[Data excerpt]
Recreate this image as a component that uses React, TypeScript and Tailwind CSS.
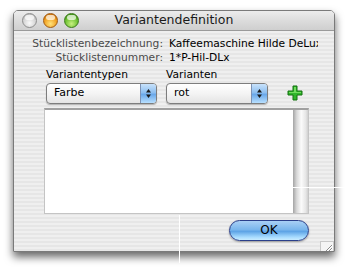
import React from "react";

const font = "font-['DejaVu_Sans','Liberation_Sans',sans-serif]";

function Light({ color }: { color: "gray" | "orange" | "green" }) {
  const bg =
    color === "gray"
      ? "bg-[radial-gradient(circle_at_50%_70%,#fafafa,#d4d4d4_55%,#a8a8a8)] border-[#8c8c8c]"
      : color === "orange"
        ? "bg-[radial-gradient(circle_at_50%_75%,#ffe27a,#f0a020_55%,#b85a08)] border-[#a05a10]"
        : "bg-[radial-gradient(circle_at_50%_75%,#c8f080,#6cc030_55%,#2e7a10)] border-[#3a7a18]";
  return (
    <div className={`relative h-[15px] w-[15px] rounded-full border ${bg}`}>
      <div className="mx-auto mt-[1px] h-[5px] w-[9px] rounded-full bg-white/70" />
    </div>
  );
}

function Popup({ label, width }: { label: string; width: string }) {
  return (
    <div
      className={`flex h-[21px] ${width} overflow-hidden rounded-[4px] border border-[#7d7d7d] bg-[linear-gradient(#ffffff,#f4f4f4_50%,#e4e4e4)] shadow-[0_1px_1px_rgba(0,0,0,0.25)]`}
    >
      <div className="flex flex-1 items-center pl-[7px] text-[11px] text-black">{label}</div>
      <div className="flex w-[16px] items-center justify-center border-l border-[#7d92b4] bg-[linear-gradient(#c8e2fb,#8ebff0_45%,#6aa8ea_55%,#b8e0ff)]">
        <svg width="7" height="11" viewBox="0 0 7 11">
          <path d="M3.5 1 L6 4.5 H1 Z" fill="#1a1a1a" />
          <path d="M3.5 10 L6 6.5 H1 Z" fill="#1a1a1a" />
        </svg>
      </div>
    </div>
  );
}

export default function App() {
  return (
    <div className={`relative h-[273px] w-[345px] overflow-hidden bg-white ${font}`}>
      <div className="ml-[13px] mt-[10px] flex h-[242px] w-[322px] flex-col overflow-hidden rounded-t-[5px] border border-[#7a7a7a] shadow-[0_5px_8px_rgba(0,0,0,0.6)]">
        {/* title bar */}
        <div className="grid h-[22px] grid-cols-[1fr_auto_1fr] items-center border-b border-[#9a9a9a] bg-[linear-gradient(#ececec,#dcdcdc_50%,#cfcfcf)]">
          <div className="flex items-center gap-[6px] pl-[8px]">
            <Light color="gray" />
            <Light color="orange" />
            <Light color="green" />
          </div>
          <div className="text-[12.5px] text-[#1a1a1a]">Variantendefinition</div>
          <div />
        </div>

        {/* body */}
        <div className="flex flex-1 flex-col bg-[repeating-linear-gradient(#efefef_0px,#efefef_2px,#e6e6e6_2px,#e6e6e6_4px)] text-[10.7px]">
          <div className="mt-[6px] grid grid-cols-[149px_149px] gap-x-[6px] leading-[14px]">
            <div className="text-right text-[#4a4a4a]">Stücklistenbezeichnung:</div>
            <div className="overflow-hidden whitespace-nowrap text-black">Kaffeemaschine Hilde DeLuxe</div>
            <div className="text-right text-[#4a4a4a]">Stücklistennummer:</div>
            <div className="text-black">1*P-Hil-DLx</div>
          </div>

          <div className="mt-[3px] flex pl-[32px] leading-[14px] text-black">
            <div className="w-[120px]">Variantentypen</div>
            <div>Varianten</div>
          </div>

          <div className="mt-[1px] flex items-center pl-[32px]">
            <Popup label="Farbe" width="w-[111px]" />
            <div className="ml-[9px]">
              <Popup label="rot" width="w-[102px]" />
            </div>
            <svg className="ml-[19px]" width="16" height="16" viewBox="0 0 16 16">
              <path
                d="M6 1 H10 V6 H15 V10 H10 V15 H6 V10 H1 V6 H6 Z"
                fill="#2fb52a"
                stroke="#13700f"
                strokeWidth="1"
              />
              <path d="M7 2 H9 V7 H14 V8 H2 V7 H7 Z" fill="#6fdc5c" />
            </svg>
          </div>

          <div className="ml-[30px] mt-[4px] flex h-[106px] w-[265px] border border-t-2 border-[#c4c4c4] border-t-[#a0a0a0] bg-white">
            <div className="flex-1" />
            <div className="w-[15px] bg-[linear-gradient(to_right,#a4a4a4,#d8d8d8_25%,#fbfbfb_55%,#e6e6e6_85%,#cfcfcf)]" />
          </div>

          <div className="mt-[6px] flex">
            <div className="ml-[215px] flex h-[21px] w-[80px] items-center justify-center rounded-full border border-[#2a3f8a] bg-[linear-gradient(#a9d0f5,#7ab6ec_45%,#5ea4e6_55%,#a8dcff_85%,#c8ecff)] text-[12px] text-black shadow-[0_1px_2px_rgba(0,0,0,0.35)]">
              OK
            </div>
          </div>

          <div className="mt-auto flex justify-end">
            <svg width="14" height="13" viewBox="0 0 14 13">
              <rect x="0.5" y="0.5" width="13" height="12.5" fill="#f4f4f4" stroke="#c8c8c8" />
              <path d="M12 4 L4 12 M12 7 L7 12 M12 10 L10 12" stroke="#8a8a8a" strokeWidth="1" />
              <path d="M13 4 L5 12 M13 7 L8 12" stroke="#ffffff" strokeWidth="1" />
            </svg>
          </div>
        </div>
      </div>

      {/* stray guide lines in the capture */}
      <div className="absolute left-[179px] top-[215px] h-[48px] w-px bg-white" />
      <div className="absolute left-[289px] top-[187px] h-px w-[56px] bg-white" />
    </div>
  );
}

[What is required]
Return all of the data exactly as written, and drop the pictures.

[Exercise output]
Recreate this image as a component that uses React, TypeScript and Tailwind CSS.
import React from "react";

const font = "font-['DejaVu_Sans','Liberation_Sans',sans-serif]";

function Light({ color }: { color: "gray" | "orange" | "green" }) {
  const bg =
    color === "gray"
      ? "bg-[radial-gradient(circle_at_50%_70%,#fafafa,#d4d4d4_55%,#a8a8a8)] border-[#8c8c8c]"
      : color === "orange"
        ? "bg-[radial-gradient(circle_at_50%_75%,#ffe27a,#f0a020_55%,#b85a08)] border-[#a05a10]"
        : "bg-[radial-gradient(circle_at_50%_75%,#c8f080,#6cc030_55%,#2e7a10)] border-[#3a7a18]";
  return (
    <div className={`relative h-[15px] w-[15px] rounded-full border ${bg}`}>
      <div className="mx-auto mt-[1px] h-[5px] w-[9px] rounded-full bg-white/70" />
    </div>
  );
}

function Popup({ label, width }: { label: string; width: string }) {
  return (
    <div
      className={`flex h-[21px] ${width} overflow-hidden rounded-[4px] border border-[#7d7d7d] bg-[linear-gradient(#ffffff,#f4f4f4_50%,#e4e4e4)] shadow-[0_1px_1px_rgba(0,0,0,0.25)]`}
    >
      <div className="flex flex-1 items-center pl-[7px] text-[11px] text-black">{label}</div>
      <div className="flex w-[16px] items-center justify-center border-l border-[#7d92b4] bg-[linear-gradient(#c8e2fb,#8ebff0_45%,#6aa8ea_55%,#b8e0ff)]">
        <svg width="7" height="11" viewBox="0 0 7 11">
          <path d="M3.5 1 L6 4.5 H1 Z" fill="#1a1a1a" />
          <path d="M3.5 10 L6 6.5 H1 Z" fill="#1a1a1a" />
        </svg>
      </div>
    </div>
  );
}

export default function App() {
  return (
    <div className={`relative h-[273px] w-[345px] overflow-hidden bg-white ${font}`}>
      <div className="ml-[13px] mt-[10px] flex h-[242px] w-[322px] flex-col overflow-hidden rounded-t-[5px] border border-[#7a7a7a] shadow-[0_5px_8px_rgba(0,0,0,0.6)]">
        {/* title bar */}
        <div className="grid h-[22px] grid-cols-[1fr_auto_1fr] items-center border-b border-[#9a9a9a] bg-[linear-gradient(#ececec,#dcdcdc_50%,#cfcfcf)]">
          <div className="flex items-center gap-[6px] pl-[8px]">
            <Light color="gray" />
            <Light color="orange" />
            <Light color="green" />
          </div>
          <div className="text-[12.5px] text-[#1a1a1a]">Variantendefinition</div>
          <div />
        </div>

        {/* body */}
        <div className="flex flex-1 flex-col bg-[repeating-linear-gradient(#efefef_0px,#efefef_2px,#e6e6e6_2px,#e6e6e6_4px)] text-[10.7px]">
          <div className="mt-[6px] grid grid-cols-[149px_149px] gap-x-[6px] leading-[14px]">
            <div className="text-right text-[#4a4a4a]">Stücklistenbezeichnung:</div>
            <div className="overflow-hidden whitespace-nowrap text-black">Kaffeemaschine Hilde DeLuxe</div>
            <div className="text-right text-[#4a4a4a]">Stücklistennummer:</div>
            <div className="text-black">1*P-Hil-DLx</div>
          </div>

          <div className="mt-[3px] flex pl-[32px] leading-[14px] text-black">
            <div className="w-[120px]">Variantentypen</div>
            <div>Varianten</div>
          </div>

          <div className="mt-[1px] flex items-center pl-[32px]">
            <Popup label="Farbe" width="w-[111px]" />
            <div className="ml-[9px]">
              <Popup label="rot" width="w-[102px]" />
            </div>
            <svg className="ml-[19px]" width="16" height="16" viewBox="0 0 16 16">
              <path
                d="M6 1 H10 V6 H15 V10 H10 V15 H6 V10 H1 V6 H6 Z"
                fill="#2fb52a"
                stroke="#13700f"
                strokeWidth="1"
              />
              <path d="M7 2 H9 V7 H14 V8 H2 V7 H7 Z" fill="#6fdc5c" />
            </svg>
          </div>

          <div className="ml-[30px] mt-[4px] flex h-[106px] w-[265px] border border-t-2 border-[#c4c4c4] border-t-[#a0a0a0] bg-white">
            <div className="flex-1" />
            <div className="w-[15px] bg-[linear-gradient(to_right,#a4a4a4,#d8d8d8_25%,#fbfbfb_55%,#e6e6e6_85%,#cfcfcf)]" />
          </div>

          <div className="mt-[6px] flex">
            <div className="ml-[215px] flex h-[21px] w-[80px] items-center justify-center rounded-full border border-[#2a3f8a] bg-[linear-gradient(#a9d0f5,#7ab6ec_45%,#5ea4e6_55%,#a8dcff_85%,#c8ecff)] text-[12px] text-black shadow-[0_1px_2px_rgba(0,0,0,0.35)]">
              OK
            </div>
          </div>

          <div className="mt-auto flex justify-end">
            <svg width="14" height="13" viewBox="0 0 14 13">
              <rect x="0.5" y="0.5" width="13" height="12.5" fill="#f4f4f4" stroke="#c8c8c8" />
              <path d="M12 4 L4 12 M12 7 L7 12 M12 10 L10 12" stroke="#8a8a8a" strokeWidth="1" />
              <path d="M13 4 L5 12 M13 7 L8 12" stroke="#ffffff" strokeWidth="1" />
            </svg>
          </div>
        </div>
      </div>

      {/* stray guide lines in the capture */}
      <div className="absolute left-[179px] top-[215px] h-[48px] w-px bg-white" />
      <div className="absolute left-[289px] top-[187px] h-px w-[56px] bg-white" />
    </div>
  );
}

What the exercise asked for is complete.